And that is that restorative form of justice that the Rwandan authorities decided to introduce in Rwanda. It is known as the Gacaca system of justice. It was not invented by the Rwandan government. The Gacaca system was there long time ago, it belonged to their tradition. And one may ask a question, that Gacaca system when the ancestors of these people today in Rwanda invented that system, it was not to address massive violations of human rights. It was not established to address these large number of crimes committed at that scale. No.
It was to deal with, I would say, very reasonable. We’re talking about cases which are of a very limited number of killings and also it relates to interpersonal conflict as well. So the question is, was that system prepared to confront this large number? Because at the time the Gacaca system, which we generically call a traditional system of justice, was introduced in Rwanda, there was, at that time, more than 100,000 people in prisons.
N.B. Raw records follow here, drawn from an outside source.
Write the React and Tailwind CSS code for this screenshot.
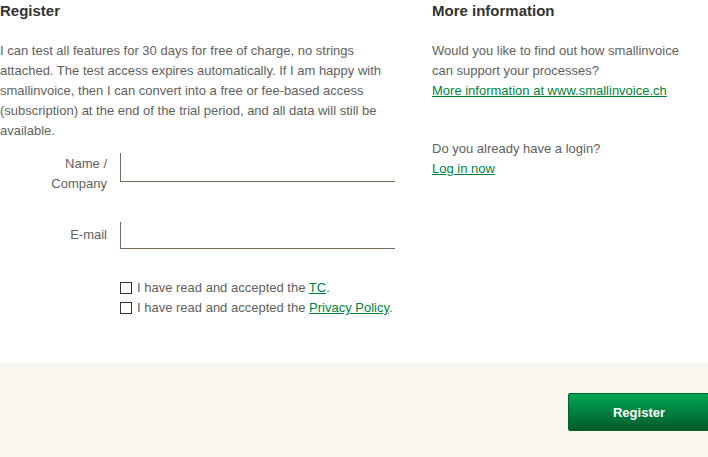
export default function App() {
  return (
    <div className="w-[708px] h-[457px] overflow-hidden bg-white font-['Liberation_Sans',Arial,sans-serif] text-[13px] leading-[20px] text-[#616161]">
      <div className="flex gap-8 h-[363px]">
        <div className="w-[400px] shrink-0">
          <h2 className="text-[15px] font-bold text-[#333] leading-[22px]">Register</h2>
          <p className="mt-[19px] pr-1">
            I can test all features for 30 days for free of charge, no strings attached. The test access expires automatically. If I am happy with smallinvoice, then I can convert into a free or fee-based access (subscription) at the end of the trial period, and all data will still be available.
          </p>

          <div className="mt-[12px] flex">
            <label className="w-[107px] text-right pt-[1px]">
              Name /<br />Company
            </label>
            <div className="ml-[13px] w-[275px] h-[29px] border-l border-b border-[#7b6a58]" />
          </div>

          <div className="mt-[28px] flex">
            <label className="w-[107px] text-right pt-[3px]">E-mail</label>
            <div className="ml-[13px] w-[275px] h-[27px] border-l border-b border-[#7b6a58]" />
          </div>

          <div className="mt-[29px] ml-[120px] flex flex-col">
            <div className="flex items-center">
              <span className="w-[12px] h-[12px] border border-[#333] bg-white mr-[5px]" />
              <span>
                I have read and accepted the <a className="text-[#00843d] underline">TC</a>.
              </span>
            </div>
            <div className="flex items-center">
              <span className="w-[12px] h-[12px] border border-[#333] bg-white mr-[5px]" />
              <span>
                I have read and accepted the <a className="text-[#00843d] underline">Privacy Policy</a>.
              </span>
            </div>
          </div>
        </div>

        <div className="flex-1">
          <h2 className="text-[15px] font-bold text-[#333] leading-[22px]">More information</h2>
          <p className="mt-[19px]">
            Would you like to find out how smallinvoice<br />can support your processes?
          </p>
          <a className="block text-[#00843d] underline">More information at www.smallinvoice.ch</a>
          <p className="mt-[38px]">Do you already have a login?</p>
          <a className="block text-[#00843d] underline">Log in now</a>
        </div>
      </div>

      <div className="h-[94px] bg-[#f9f6f0] flex justify-end pt-[30px]">
        <button className="w-[142px] h-[38px] -mr-[2px] pt-[1px] rounded-[2px] border border-[#00612c] bg-gradient-to-b from-[#00a652] to-[#005c2b] text-white font-bold text-[13px]">
          Register
        </button>
      </div>
    </div>
  );
}
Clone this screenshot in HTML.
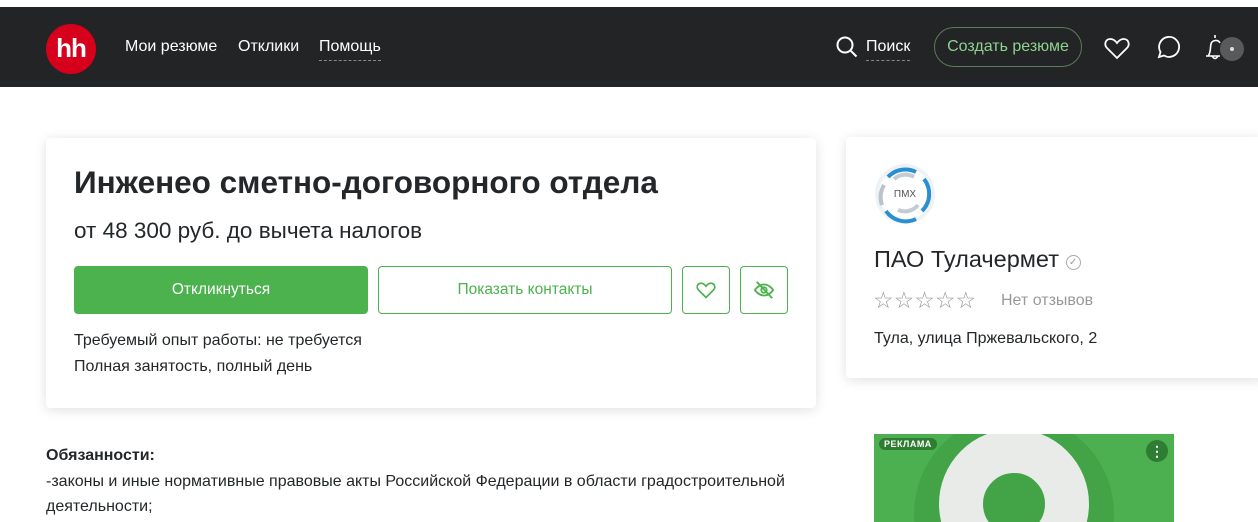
<!DOCTYPE html>
<html><head><meta charset="utf-8"><style>
*{margin:0;padding:0;box-sizing:border-box}
body{width:1258px;height:522px;overflow:hidden;background:#fff;font-family:"Liberation Sans",Arial,sans-serif;color:#232729;position:relative}
.hdr{position:absolute;left:0;top:7px;width:1258px;height:80px;background:#232425}
.abs{position:absolute}
.nav{color:#fff;font-size:16px}
.card{position:absolute;background:#fff;box-shadow:0 2px 12px rgba(0,0,0,.12);border-radius:4px}
.btn{position:absolute;border:1px solid #4bb24e;border-radius:4px;display:flex;align-items:center;justify-content:center;font-size:15.5px;color:#4bb24e;background:#fff}
.t15{font-size:16px;line-height:26px;white-space:nowrap}
</style></head><body>
<div class="hdr">
 <div class="abs" style="left:46px;top:17px;width:50px;height:50px;border-radius:50%;background:#d6001c;color:#fff;font-weight:bold;font-size:26px;text-align:center;line-height:48px;letter-spacing:-1px">hh</div>
 <div class="abs nav" style="left:125px;top:31px">Мои резюме</div>
 <div class="abs nav" style="left:238px;top:31px">Отклики</div>
 <div class="abs nav" style="left:319px;top:31px;padding-bottom:4px;border-bottom:1px dashed #888">Помощь</div>
 <svg class="abs" style="left:835px;top:28px" width="24" height="24" viewBox="0 0 24 24" fill="none" stroke="#fff" stroke-width="2"><circle cx="10" cy="10" r="7.5"/><path d="M15.5 15.5l6 6"/></svg>
 <div class="abs nav" style="left:866px;top:31px;padding-bottom:4px;border-bottom:1px dashed #888">Поиск</div>
 <div class="abs" style="left:934px;top:20px;width:148px;height:40px;border:1px solid #5c7a5e;border-radius:20px;color:#8fd28f;font-size:16px;text-align:center;line-height:38px">Создать резюме</div>
 <svg class="abs" style="left:1104px;top:29px" width="26" height="24" viewBox="0 0 26 24" fill="none" stroke="#fff" stroke-width="1.8"><path d="M13 22L3 12C0 9 1 3 6.5 3 9.5 3 11.5 5 13 7 14.5 5 16.5 3 19.5 3 25 3 26 9 23 12Z"/></svg>
 <svg class="abs" style="left:1154px;top:27px" width="26" height="26" viewBox="0 0 26 26" fill="none" stroke="#fff" stroke-width="1.8"><path d="M5 23l1.5-5A10 10 0 1 1 10 21.5Z"/></svg>
 <svg class="abs" style="left:1204px;top:25px" width="22" height="32" viewBox="0 0 22 32" fill="none" stroke="#fff" stroke-width="1.6"><path d="M11 3v3M4 24c3-3 2-8 3-12s7-5 9-1M2 24h14M8 24q3 5 6 0"/></svg>
 <div class="abs" style="left:1220px;top:30px;width:24px;height:24px;border-radius:50%;background:#5a5a5a"><div class="abs" style="left:10px;top:10px;width:4px;height:4px;border-radius:50%;background:#ddd"></div></div>
</div>

<div class="card" style="left:46px;top:138px;width:770px;height:270px">
 <div class="abs" style="left:28px;top:26px;font-size:31.5px;font-weight:bold;white-space:nowrap">Инженео сметно-договорного отдела</div>
 <div class="abs" style="left:28px;top:80px;font-size:22.5px;white-space:nowrap">от 48 300 руб. до вычета налогов</div>
 <div class="btn" style="left:28px;top:128px;width:294px;height:48px;background:#4bb24e;color:#fff">Откликнуться</div>
 <div class="btn" style="left:332px;top:128px;width:294px;height:48px">Показать контакты</div>
 <div class="btn" style="left:636px;top:128px;width:48px;height:48px"><svg width="20" height="18" viewBox="0 0 26 24" fill="none" stroke="#4bb24e" stroke-width="2.2"><path d="M13 22L3 12C0 9 1 3 6.5 3 9.5 3 11.5 5 13 7 14.5 5 16.5 3 19.5 3 25 3 26 9 23 12Z"/></svg></div>
 <div class="btn" style="left:694px;top:128px;width:48px;height:48px"><svg width="22" height="22" viewBox="0 0 24 24" fill="none" stroke="#4bb24e" stroke-width="2"><path d="M2 12s4-6 10-6 10 6 10 6-4 6-10 6S2 12 2 12Z"/><circle cx="12" cy="12" r="3"/><path d="M4 3l17 18"/></svg></div>
 <div class="abs t15" style="left:28px;top:190px">Требуемый опыт работы: не требуется</div>
 <div class="abs t15" style="left:28px;top:216px">Полная занятость, полный день</div>
</div>

<div class="abs t15" style="left:46px;top:443px;font-weight:bold">Обязанности:</div>
<div class="abs t15" style="left:46px;top:469px">-законы и иные нормативные правовые акты Российской Федерации в области градостроительной</div>
<div class="abs t15" style="left:46px;top:494px">деятельности;</div>

<div class="card" style="left:846px;top:137px;width:420px;height:241px">
 <svg class="abs" style="left:28px;top:26px" width="62" height="62" viewBox="0 0 62 62" fill="none" stroke-width="4"><circle cx="31" cy="31" r="28" stroke="#eef2f5"/><path d="M14 14A24 24 0 0 1 42 9" stroke="#2a8fd1"/><path d="M50 16A24 24 0 0 1 48 48" stroke="#2a8fd1"/><path d="M42 56A24 24 0 0 1 12 48" stroke="#2a8fd1"/><path d="M8 42A24 24 0 0 1 10 22" stroke="#b9c3c9"/><path d="M20 16A17 17 0 0 1 40 14" stroke="#c4ccd1"/><path d="M44 42A17 17 0 0 1 24 47" stroke="#c4ccd1"/><text x="31" y="34" font-size="10" fill="#555" stroke="none" text-anchor="middle" font-family="Liberation Sans">ПМХ</text></svg>
 <div class="abs" style="left:28px;top:109px;font-size:23.5px;white-space:nowrap">ПАО Тулачермет <span style="display:inline-block;width:15px;height:15px;border:1px solid #aaa;border-radius:50%;font-size:10px;color:#999;text-align:center;line-height:13px;vertical-align:2px">✓</span></div>
 <div class="abs" style="left:27px;top:150px;font-size:23px;color:#999;letter-spacing:0px">☆☆☆☆☆</div>
 <div class="abs" style="left:155px;top:155px;font-size:16px;color:#999">Нет отзывов</div>
 <div class="abs t15" style="left:28px;top:189px">Тула, улица Пржевальского, 2</div>
</div>

<div class="abs" style="left:874px;top:434px;width:300px;height:88px;background:#4caf50;overflow:hidden">
 <div class="abs" style="left:40px;top:-20px;width:200px;height:200px;border-radius:50%;background:#43a447"></div>
 <div class="abs" style="left:65px;top:-5px;width:150px;height:150px;border-radius:50%;border:44px solid #e8ebe8"></div>
 <div class="abs" style="left:5px;top:4px;background:#2e7d32;color:#fff;font-size:9px;font-weight:bold;padding:1px 5px;border-radius:8px;letter-spacing:.5px">РЕКЛАМА</div>
 <div class="abs" style="left:272px;top:6px;width:22px;height:22px;border-radius:50%;background:#2e7d32;color:#fff;text-align:center;font-size:14px;line-height:22px;font-weight:bold">⋮</div>
</div>
</body></html>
And with those people being tried according to the modern fashion of trying people, according to the basic principles, namely Article 14 of the Covenant of Civil and Political Rights, which guaranteed the right to everybody for a fair trial, et cetera, which guaranteed right of the accused, then it would have taken more than two centuries to try those people.
And that is why I personally back it, that initiative. A) It helped to provoke some kind of a healing process. However, one should note, like in every system the Gacaca also had its some part of weaknesses. For instance, some people were in the hills and they were living with people who they know were among the killers. But still, they accepted to continue to live in those hills with those people until the day they were called to testify before the Gacaca. They get really traumatized because of that happening. So that is to say there also nothing is perfect.
And the other element, which was also extremely important, is that some of the judges who were elected to serve for the Gacaca system, and we are talking about more than 250,000 people who were elected as judges, the result is, in many cases, it was discovered that some of them were corrupt. But this is also something which is not new; even in the modern judicial system you will find corruption in the judiciary.
And – but what is really important, at the end, is when you face this situation like the one in Rwanda, like the one we are facing in Darfur today, when you are facing situation like the one we witnessed in South Africa during the apartheid days, you need to be creative and find a way. Because at the end of the day, not everybody can be tried.
And that is why the International Criminal Tribunal for Rwanda decided only to try what the Prosecutor considered, those the Prosecutor considered as the ringleaders, the men responsible of the genocide. Not everybody, because, in, if you search the data bank of the Prosecution Office, there were more than 3,000 people but the Prosecutor decided to focus on the ringleaders.
And that is why, if you go through the cases which have been tried, and which are being tried still in Arusha, you have cases dealing with the military. There has been cases dealing with members of the media. You have cases dealing with government people, ministers. You have cases dealing with bourgmestre. You have cases which were referred geographically, what is called the Butare case, the Cyangugu case.
And one should just understand that these cases, the way they were separated, was to have some kind of a sample of what happened in Rwanda. Where it did happen, who were involved, so that this will serve as the symbol for the justice which were rendered on behalf of the international community, on behalf of humanity. Because what happened there, although it happened in Rwanda, committed by Rwandan, against Rwandan, still those crimes remain crimes against humanity, and crimes which concern each of us.
And that is why when today we refer to universal jurisdiction, some people wonder why a Belgium court is going to try a Congolese. Well, simply because what that Congolese did, the crimes he committed, every single human being would have felt that it’s like if those crimes were committed on him.
And that is the same with torture. If someone is today tortured in an African country, it’s like if you in United States were tortured. And what we have to learn from all this is that justice is a long process. It’s a long process. It’s not something which is simple.
And I cannot but encourage wherever it is possible to use the traditional method of settlement of dispute. Many years ago, when I was a young African human rights activist, I did invite African leaders to introduce what we call in French la mediation penale, which is kind of an amicable settlement of criminal action. When I made a proposal, I did not receive the favorable answer I was expecting from those leaders.
And that is only many years later, when the issue was put in the agenda of the Francophone Ministers of Justice meeting in Paris, when they notice that in France, they introduce it, la mediation penale, they open what they call Maison du Droit et la Justice, which are some kind of house of law and justice. That is only after that that some African countries, including my own Senegal, decided to introduce that system.
It is to say, I mean, I’m mentioning it not because I was frustrated, not being heard at the time, but I just mention it to say that the African continent has so many hidden resources, which we just have to embark upon a journey for their discovery. It is for us and for the future generation to continue that journey and try to find all these hidden, you know, tools which can help to improve the life of the African people.